I do believe using a single mast head VHF antenna is a good thing... adding a second antenna somewhere near deck level doesn't seem all that reliable to me... and one less hole in the deck... and the mast head antenna means I can see those big ships (or another small boat like me)... and they can see me... long before either of us gets close enough to need to change course. I can simply slow down a wee bit as needed to let them pass.

The integrated GPS is cool too... less wiring... less dependencies... higher reliability all around.
 
On display/alarm for the AIS... I started with a Watchmate... which clearly has all the bells and whistles... several options on when the alarm will go off... but I find I no longer use it.
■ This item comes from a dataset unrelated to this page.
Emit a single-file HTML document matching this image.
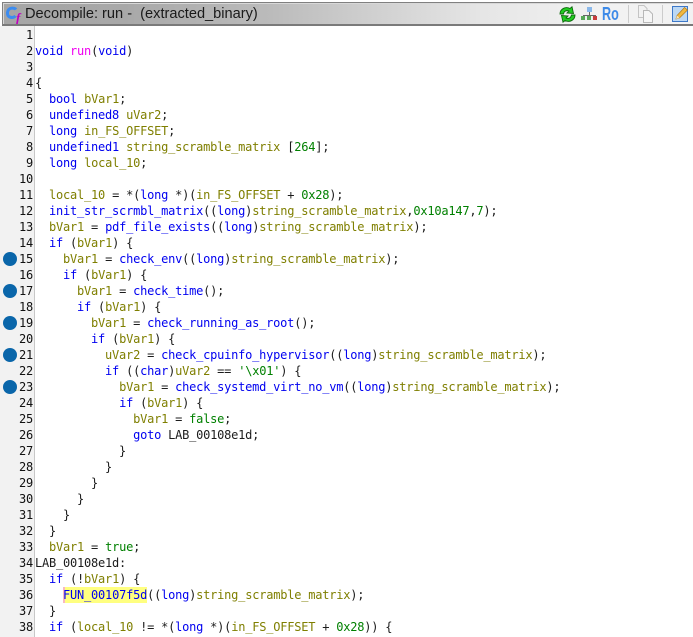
<!DOCTYPE html>
<html><head><meta charset="utf-8">
<style>
html,body{margin:0;padding:0;background:#fff;}
#p{position:relative;width:693px;height:637px;overflow:hidden;background:#fff;}
#hdr{position:absolute;left:2px;top:2px;width:691px;height:24px;box-sizing:border-box;border-top:1px solid #808080;border-left:1px solid #808080;border-bottom:2px solid #7a7a7a;background:linear-gradient(90deg,#a5a5a5 0,#a8a8a8 120px,#bbbbbb 268px,#e6e6e6 480px,#f2f2f2 600px);box-shadow:inset 1px 1px 0 #d8d8d8;}
#ttl{position:absolute;left:25px;top:5px;font:14.6px/18px "Liberation Sans",sans-serif;color:#1a1a1a;white-space:pre;}
#gut{position:absolute;left:0;top:26px;width:34px;height:611px;background:#f2f2f2;border-right:1px solid #c8c8c8;}
.n{position:absolute;left:0;width:33px;text-align:right;font:12px/16px "DejaVu Sans Mono",monospace;color:#111;letter-spacing:-0.22px;}
.l{position:absolute;left:35px;font:12px/16px "DejaVu Sans Mono",monospace;color:#1c1c1c;white-space:pre;letter-spacing:-0.22px;}
.k{color:#0000f0;}.v{color:#7f7f00;}.f{color:#0000f0;}.c{color:#008000;}.m{color:#f000f0;}
.d{position:absolute;left:3px;width:14px;height:14px;border-radius:50%;background:#0a66aa;}
#hl{position:absolute;left:63px;top:587px;width:84px;height:16px;background:#ffff80;}
#cur{position:absolute;left:63px;top:587px;width:2px;height:16px;background:#f8b8c0;}
</style></head><body><div id="p">
<div id="hdr"></div>
<svg style="position:absolute;left:5px;top:5px" width="18" height="19" viewBox="0 0 18 19"><path d="M11 4.5C9.5 2.5 3 2 2.5 7.5S8 13.5 10.5 11" fill="none" stroke="#3c8cf0" stroke-width="3"/><text x="11" y="17" font-family="Liberation Serif,serif" font-style="italic" font-weight="bold" font-size="13" fill="#c000c0">f</text></svg>
<div id="ttl">Decompile: run -  (extracted_binary)</div>
<svg style="position:absolute;left:559px;top:6px" width="17" height="17" viewBox="0 0 17 17"><path d="M1 8C1 3 6.5 0 11 2.5L13 .8L14.5 7.5L8 7L10 5C7.5 4 5 5 4.5 8Z" fill="#22cc22" stroke="#0c6a0c" stroke-width=".9"/><path d="M16 9C16 14 10.5 17 6 14.5L4 16.2L2.5 9.5L9 10L7 12C9.5 13 12 12 12.5 9Z" fill="#22cc22" stroke="#0c6a0c" stroke-width=".9"/></svg>
<svg style="position:absolute;left:581px;top:7px" width="16" height="13" viewBox="0 0 16 13"><path d="M8.5 5V9M2.5 11V8.5H14.5V11M8.5 9V11" stroke="#666" fill="none"/><rect x="6" y="0" width="5" height="5" fill="#8ab8ea"/><rect x="0" y="9" width="4" height="4" fill="#58a858"/><rect x="6" y="9" width="4" height="4" fill="#58a858"/><rect x="12" y="9" width="4" height="4" fill="#c83c3c"/></svg>
<div style="position:absolute;left:602px;top:4px;width:24px;font:bold 18px/20px 'Liberation Sans',sans-serif;color:#3d8ae8;transform:scaleX(.7);transform-origin:0 0">Ro</div>
<div style="position:absolute;left:628px;top:5px;width:1px;height:18px;background:#ccc"></div>
<svg style="position:absolute;left:637px;top:5px" width="17" height="18" viewBox="0 0 17 18"><path d="M1.5 .5H7L10 3.5V12.5H1.5Z" fill="#f2f2f2" stroke="#c4c4c4"/><path d="M6.5 5.5H12L15.5 9V17.5H6.5Z" fill="#f6f6f6" stroke="#b8b8b8"/></svg>
<div style="position:absolute;left:662px;top:5px;width:1px;height:18px;background:#ccc"></div>
<svg style="position:absolute;left:672px;top:5px" width="17" height="18" viewBox="0 0 17 18"><rect x=".5" y="1.5" width="15" height="15" fill="#bcd8f4" stroke="#3d78c8"/><path d="M4 14L5 10.5L12.5 2.5L15.5 5L7.5 13Z" fill="#f0b840" stroke="#b07818" stroke-width=".7"/><path d="M4 14L5 10.5L7.5 13Z" fill="#f4e4c0"/></svg>
<div id="gut"></div>
<div class="d" style="top:252px"></div><div class="d" style="top:284px"></div><div class="d" style="top:316px"></div><div class="d" style="top:348px"></div><div class="d" style="top:380px"></div>
<div id="hl"></div><div id="cur"></div>
<div class="n" style="top:27px">1</div><div class="n" style="top:43px">2</div><div class="n" style="top:59px">3</div><div class="n" style="top:75px">4</div><div class="n" style="top:91px">5</div><div class="n" style="top:107px">6</div><div class="n" style="top:123px">7</div><div class="n" style="top:139px">8</div><div class="n" style="top:155px">9</div><div class="n" style="top:171px">10</div><div class="n" style="top:187px">11</div><div class="n" style="top:203px">12</div><div class="n" style="top:219px">13</div><div class="n" style="top:235px">14</div><div class="n" style="top:251px">15</div><div class="n" style="top:267px">16</div><div class="n" style="top:283px">17</div><div class="n" style="top:299px">18</div><div class="n" style="top:315px">19</div><div class="n" style="top:331px">20</div><div class="n" style="top:347px">21</div><div class="n" style="top:363px">22</div><div class="n" style="top:379px">23</div><div class="n" style="top:395px">24</div><div class="n" style="top:411px">25</div><div class="n" style="top:427px">26</div><div class="n" style="top:443px">27</div><div class="n" style="top:459px">28</div><div class="n" style="top:475px">29</div><div class="n" style="top:491px">30</div><div class="n" style="top:507px">31</div><div class="n" style="top:523px">32</div><div class="n" style="top:539px">33</div><div class="n" style="top:555px">34</div><div class="n" style="top:571px">35</div><div class="n" style="top:587px">36</div><div class="n" style="top:603px">37</div><div class="n" style="top:619px">38</div>
<div class="l" style="top:43px"><span class="k">void</span> <span class="m">run</span>(<span class="k">void</span>)</div>
<div class="l" style="top:75px">{</div>
<div class="l" style="top:91px">  <span class="k">bool</span> <span class="v">bVar1</span>;</div>
<div class="l" style="top:107px">  <span class="k">undefined8</span> <span class="v">uVar2</span>;</div>
<div class="l" style="top:123px">  <span class="k">long</span> <span class="v">in_FS_OFFSET</span>;</div>
<div class="l" style="top:139px">  <span class="k">undefined1</span> <span class="v">string_scramble_matrix</span> [<span class="c">264</span>];</div>
<div class="l" style="top:155px">  <span class="k">long</span> <span class="v">local_10</span>;</div>
<div class="l" style="top:187px">  <span class="v">local_10</span> = *(<span class="k">long</span> *)(<span class="v">in_FS_OFFSET</span> + <span class="c">0x28</span>);</div>
<div class="l" style="top:203px">  <span class="f">init_str_scrmbl_matrix</span>((<span class="k">long</span>)<span class="v">string_scramble_matrix</span>,<span class="c">0x10a147</span>,<span class="c">7</span>);</div>
<div class="l" style="top:219px">  <span class="v">bVar1</span> = <span class="f">pdf_file_exists</span>((<span class="k">long</span>)<span class="v">string_scramble_matrix</span>);</div>
<div class="l" style="top:235px">  <span class="k">if</span> (<span class="v">bVar1</span>) {</div>
<div class="l" style="top:251px">    <span class="v">bVar1</span> = <span class="f">check_env</span>((<span class="k">long</span>)<span class="v">string_scramble_matrix</span>);</div>
<div class="l" style="top:267px">    <span class="k">if</span> (<span class="v">bVar1</span>) {</div>
<div class="l" style="top:283px">      <span class="v">bVar1</span> = <span class="f">check_time</span>();</div>
<div class="l" style="top:299px">      <span class="k">if</span> (<span class="v">bVar1</span>) {</div>
<div class="l" style="top:315px">        <span class="v">bVar1</span> = <span class="f">check_running_as_root</span>();</div>
<div class="l" style="top:331px">        <span class="k">if</span> (<span class="v">bVar1</span>) {</div>
<div class="l" style="top:347px">          <span class="v">uVar2</span> = <span class="f">check_cpuinfo_hypervisor</span>((<span class="k">long</span>)<span class="v">string_scramble_matrix</span>);</div>
<div class="l" style="top:363px">          <span class="k">if</span> ((<span class="k">char</span>)<span class="v">uVar2</span> == <span class="c">'\x01'</span>) {</div>
<div class="l" style="top:379px">            <span class="v">bVar1</span> = <span class="f">check_systemd_virt_no_vm</span>((<span class="k">long</span>)<span class="v">string_scramble_matrix</span>);</div>
<div class="l" style="top:395px">            <span class="k">if</span> (<span class="v">bVar1</span>) {</div>
<div class="l" style="top:411px">              <span class="v">bVar1</span> = <span class="c">false</span>;</div>
<div class="l" style="top:427px">              <span class="k">goto</span> LAB_00108e1d;</div>
<div class="l" style="top:443px">            }</div>
<div class="l" style="top:459px">          }</div>
<div class="l" style="top:475px">        }</div>
<div class="l" style="top:491px">      }</div>
<div class="l" style="top:507px">    }</div>
<div class="l" style="top:523px">  }</div>
<div class="l" style="top:539px">  <span class="v">bVar1</span> = <span class="c">true</span>;</div>
<div class="l" style="top:555px">LAB_00108e1d:</div>
<div class="l" style="top:571px">  <span class="k">if</span> (!<span class="v">bVar1</span>) {</div>
<div class="l" style="top:587px">    <span class="f">FUN_00107f5d</span>((<span class="k">long</span>)<span class="v">string_scramble_matrix</span>);</div>
<div class="l" style="top:603px">  }</div>
<div class="l" style="top:619px">  <span class="k">if</span> (<span class="v">local_10</span> != *(<span class="k">long</span> *)(<span class="v">in_FS_OFFSET</span> + <span class="c">0x28</span>)) {</div>
</div></body></html>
Mostly because it does take a bit of thinking to set it up... and "relearn" it after not using it for a few months. And I have to run below to deal with it when the alarm goes off. Today I just have the AIS wired (NMEA 0183) into my on deck chart plotter (little 5 inch $600 Garmin)... and just use the Garmin's simple AIS proximity alarm. Its simple and the chart plotter is easier/clearer to see who the AIS targets are and what the targets are doing then the Watchmate was. Especially true for deliveries when I have less experienced crew keeping an eye on things (or when alone and I am overly tired and thinking slow). And the chart plotter is on deck where I can see it while I look for the targets with my real eyes.
 
I did a bunch of testing on the effect the splitter has on signal strength... not with instruments but just by calling a friend by VHF and asking for his subjective opinion on strength/clarity... the splitter did effect signal strength a bit (it was noticeable but not severe) - and putting the AIS in "silent mode" gave me full VHF signal strength back (no idea why that is... not obvious to me how that would effect the splitter).
.

Interesting, I looked at the spec on the MillTech splitter, it indicated <3db signal loss. <3db could be nearly 1/2 your transmitted power is lost. That seems surprising. While the single antenna notion is a good one, simplicity, wire,........ one gives up a lot of power to achieve that. Hopefully someone can do a more efficient splitter soon.
 
I have a Standard Horizon GX2000 in the nav compartment (ex-head compartment) wired into my Garmin GPSMAP 478 with a Standard Horizon Ram 3 Remote Access Microphone in the cockpit. It's receive only of course. The Ram 3's screen is small, but it shows all the AIS information. It can also controls the GX2100 in the cabin. The Ram 3 was only about $100. The radio/AIS receiver uses the same masthead VHF antenna. It worked on the way to Hawaii in 2010 and it continues to work for SSS/OYRA races - and for those foggy days on the Bay.